In hot conditions, particularly exposed summer trail runs above 30°C (86°F), the Ultra 2 remained stable without forced shutdowns. This is notable given Apple’s history of thermal throttling in previous generations during GPS-heavy activities.

The titanium case does get warm under direct sun, but not to the point of discomfort. More importantly, sensor stability remained consistent, with no erratic heart-rate spikes or GPS dropouts attributable to thermal stress.

That said, charging in hot environments remains a known limitation. Post-run solar exposure combined with charging can trigger temperature warnings, making it less forgiving than watches designed around slower, lower-heat charging cycles.

Cold Weather Performance and Battery Reliability

Cold is where many smartwatches quietly fail. In sub-freezing conditions down to approximately -10°C (14°F), worn over a base layer or under a jacket cuff, the Ultra 2 maintained normal operation without sudden battery drops.

Battery performance does degrade in the cold, but predictably rather than catastrophically. Expect reduced total runtime, especially if the watch is worn exposed on the wrist, yet not the abrupt shutdowns seen in older Apple Watch models.

Touchscreen responsiveness does diminish with gloves and cold fingers, reinforcing the importance of the Action Button and crown. Compared to button-heavy watches from Garmin or COROS, Apple still lags in cold-weather ergonomics, even if the electronics themselves hold up.

Long-Duration Reliability: 20+ Hours of Continuous Recording

Over ultra-distance efforts exceeding 20 hours, the Ultra 2 proved reliable in maintaining continuous GPS tracks without file corruption or data loss. Activities saved correctly, synced normally afterward, and did not exhibit truncation or missing segments.

This is an area where early Apple Watches struggled, and the Ultra 2 represents a genuine maturation. The watch no longer feels like it’s operating near its limits during extended activities, even when navigation and dual-frequency GPS are active.
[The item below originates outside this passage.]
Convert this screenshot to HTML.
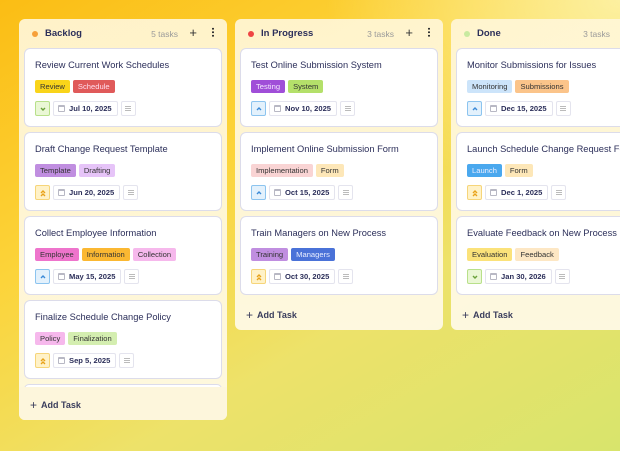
<!DOCTYPE html>
<html><head><meta charset="utf-8"><style>
*{box-sizing:border-box;margin:0;padding:0}
body{width:620px;height:451px;overflow:hidden;font-family:"Liberation Sans",sans-serif;color:#2c2f5a;
background:radial-gradient(ellipse 420px 300px at 620px 0px,#fdf0a0 0%,rgba(253,236,140,0) 70%),linear-gradient(150deg,#fbbd14 0%,#fcd43a 35%,#ede26a 65%,#d8e46c 100%);position:relative}
.col{position:absolute;top:19px;width:208px;border-radius:6px;background:linear-gradient(180deg,rgba(255,246,214,.93),rgba(255,250,232,.93));}
.hd{position:absolute;top:0;left:0;right:0;height:29px;display:flex;align-items:center;padding-left:13px;font-size:9.5px;font-weight:bold}
.dot{width:6px;height:6px;border-radius:50%;margin-right:7px}
.cnt{position:absolute;right:49px;top:10px;font-size:8.5px;color:#9a9a9a;font-weight:normal}
.plus{position:absolute;right:30px;top:6px;font-size:13px;font-weight:normal;color:#333}
.more{position:absolute;right:13px;top:8px;width:2px;height:10px;background:radial-gradient(circle,#333 0.9px,transparent 1.1px) 0 0/2px 3.5px}
.card{position:absolute;left:5px;width:198px;height:79px;background:#fff;border:1px solid #dcdcea;border-radius:6px}
.t{position:absolute;left:10px;top:11px;font-size:9.3px;white-space:nowrap}
.tags{position:absolute;left:10px;top:31px;display:flex;gap:3px}
.tag{height:13px;line-height:13px;padding:0 5px;border-radius:2px;font-size:7.6px;color:#333}
.ft{position:absolute;left:10px;top:52px;display:flex;gap:3px}
.pr{width:15px;height:15px;border-radius:2px;border:1px solid;display:flex;align-items:center;justify-content:center}
.pr svg{width:8px;height:8px;fill:none;stroke:currentColor;stroke-width:1.4}
.dt{height:15px;border:1px solid #e4e4ee;border-radius:2px;padding:0 5px 0 4px;font-size:7.6px;font-weight:bold;display:flex;align-items:center;gap:4px}
.cal{width:7px;height:7px;border:1px solid #b8b8c4;border-top-width:2px;border-radius:1px}
.ds{width:15px;height:15px;border:1px solid #e4e4ee;border-radius:2px;display:flex;align-items:center;justify-content:center}
.ds i{width:6px;height:5px;border-top:1px solid #bbb;border-bottom:1px solid #bbb;position:relative}
.ds i:after{content:"";position:absolute;left:0;top:1px;width:6px;border-top:1px solid #bbb}
.add{position:absolute;left:11px;font-size:9px;font-weight:bold;color:#3a3d5c}
.add b{font-weight:normal;font-size:12px;margin-right:4px;position:relative;top:1px}
.lo{background:#eaf7d5;border-color:#b8e08a;color:#6aa13a}
.md{background:#e3f1fc;border-color:#8cc4ef;color:#3b8ad8}
.hi{background:#fff2c8;border-color:#f6d57a;color:#e8a21a}
</style></head><body>
<svg width="0" height="0" style="position:absolute"><defs>
<symbol id="dn" viewBox="0 0 8 8"><path d="M2 3l2 2 2-2"/></symbol>
<symbol id="up" viewBox="0 0 8 8"><path d="M2 5l2-2 2 2"/></symbol>
<symbol id="uu" viewBox="0 0 8 8"><path d="M2 4l2-2 2 2M2 7l2-2 2 2"/></symbol>
</defs></svg>

<div class="col" style="left:19px;height:401px">
<div class="hd"><span class="dot" style="background:#f6a03a"></span>Backlog<span class="cnt">5 tasks</span><span class="plus">+</span><span class="more"></span></div>
<div class="card" style="top:29px"><div class="t">Review Current Work Schedules</div><div class="tags"><span class="tag" style="background:#f9d41a">Review</span><span class="tag" style="background:#e05a5a;color:#fde">Schedule</span></div><div class="ft"><span class="pr lo"><svg><use href="#dn"/></svg></span><span class="dt"><i class="cal"></i>Jul 10, 2025</span><span class="ds"><i></i></span></div></div>
<div class="card" style="top:113px"><div class="t">Draft Change Request Template</div><div class="tags"><span class="tag" style="background:#c08ee0">Template</span><span class="tag" style="background:#e6c4f8">Drafting</span></div><div class="ft"><span class="pr hi"><svg><use href="#uu"/></svg></span><span class="dt"><i class="cal"></i>Jun 20, 2025</span><span class="ds"><i></i></span></div></div>
<div class="card" style="top:197px"><div class="t">Collect Employee Information</div><div class="tags"><span class="tag" style="background:#ee74cc">Employee</span><span class="tag" style="background:#fbb832">Information</span><span class="tag" style="background:#f6b8ec">Collection</span></div><div class="ft"><span class="pr md"><svg><use href="#up"/></svg></span><span class="dt"><i class="cal"></i>May 15, 2025</span><span class="ds"><i></i></span></div></div>
<div class="card" style="top:281px"><div class="t">Finalize Schedule Change Policy</div><div class="tags"><span class="tag" style="background:#f6b8ec">Policy</span><span class="tag" style="background:#d4eeb0">Finalization</span></div><div class="ft"><span class="pr hi"><svg><use href="#uu"/></svg></span><span class="dt"><i class="cal"></i>Sep 5, 2025</span><span class="ds"><i></i></span></div></div>
<div class="card" style="top:365px;height:5px;border-bottom:none;border-radius:6px 6px 0 0"></div>
<div style="position:absolute;left:0;right:0;top:368px;height:33px;background:#fdf6dc;border-radius:0 0 6px 6px"></div>
<div class="add" style="top:378px"><b>+</b>Add Task</div>
</div>

<div class="col" style="left:235px;height:311px">
<div class="hd"><span class="dot" style="background:#ef4444"></span>In Progress<span class="cnt">3 tasks</span><span class="plus">+</span><span class="more"></span></div>
<div class="card" style="top:29px"><div class="t">Test Online Submission System</div><div class="tags"><span class="tag" style="background:#a04ed8;color:#f5e8ff">Testing</span><span class="tag" style="background:#b4e06a">System</span></div><div class="ft"><span class="pr md"><svg><use href="#up"/></svg></span><span class="dt"><i class="cal"></i>Nov 10, 2025</span><span class="ds"><i></i></span></div></div>
<div class="card" style="top:113px"><div class="t">Implement Online Submission Form</div><div class="tags"><span class="tag" style="background:#f9d4d4">Implementation</span><span class="tag" style="background:#fde7b8">Form</span></div><div class="ft"><span class="pr md"><svg><use href="#up"/></svg></span><span class="dt"><i class="cal"></i>Oct 15, 2025</span><span class="ds"><i></i></span></div></div>
<div class="card" style="top:197px"><div class="t">Train Managers on New Process</div><div class="tags"><span class="tag" style="background:#c08ee0">Training</span><span class="tag" style="background:#4a72d8;color:#e8eeff">Managers</span></div><div class="ft"><span class="pr hi"><svg><use href="#uu"/></svg></span><span class="dt"><i class="cal"></i>Oct 30, 2025</span><span class="ds"><i></i></span></div></div>
<div class="add" style="top:288px"><b>+</b>Add Task</div>
</div>

<div class="col" style="left:451px;height:311px">
<div class="hd"><span class="dot" style="background:#c8eaa0"></span>Done<span class="cnt">3 tasks</span></div>
<div class="card" style="top:29px"><div class="t">Monitor Submissions for Issues</div><div class="tags"><span class="tag" style="background:#cce4fa">Monitoring</span><span class="tag" style="background:#fbc48a">Submissions</span></div><div class="ft"><span class="pr md"><svg><use href="#up"/></svg></span><span class="dt"><i class="cal"></i>Dec 15, 2025</span><span class="ds"><i></i></span></div></div>
<div class="card" style="top:113px"><div class="t">Launch Schedule Change Request Form</div><div class="tags"><span class="tag" style="background:#4aa8ee;color:#eef">Launch</span><span class="tag" style="background:#fde7b8">Form</span></div><div class="ft"><span class="pr hi"><svg><use href="#uu"/></svg></span><span class="dt"><i class="cal"></i>Dec 1, 2025</span><span class="ds"><i></i></span></div></div>
<div class="card" style="top:197px"><div class="t">Evaluate Feedback on New Process</div><div class="tags"><span class="tag" style="background:#fbe27a">Evaluation</span><span class="tag" style="background:#fde7c4">Feedback</span></div><div class="ft"><span class="pr lo"><svg><use href="#dn"/></svg></span><span class="dt"><i class="cal"></i>Jan 30, 2026</span><span class="ds"><i></i></span></div></div>
<div class="add" style="top:288px"><b>+</b>Add Task</div>
</div>
</body></html>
The remaining risk is battery margin, not system instability. If the watch dies mid-run, the data is gone, but short of that scenario, recording reliability itself is no longer a concern.

Strap Durability and Long-Term Wear Comfort

Apple’s Trail Loop is exceptionally comfortable for long runs and dries quickly after rain or sweat-heavy efforts. Over months of use, Velcro integrity remained solid, with no unexpected loosening even when soaked.

However, the fabric strap does absorb grit and salt, requiring regular washing to avoid stiffness and skin irritation. Runners who prioritize zero maintenance may prefer silicone or third-party nylon alternatives, though at a small comfort trade-off.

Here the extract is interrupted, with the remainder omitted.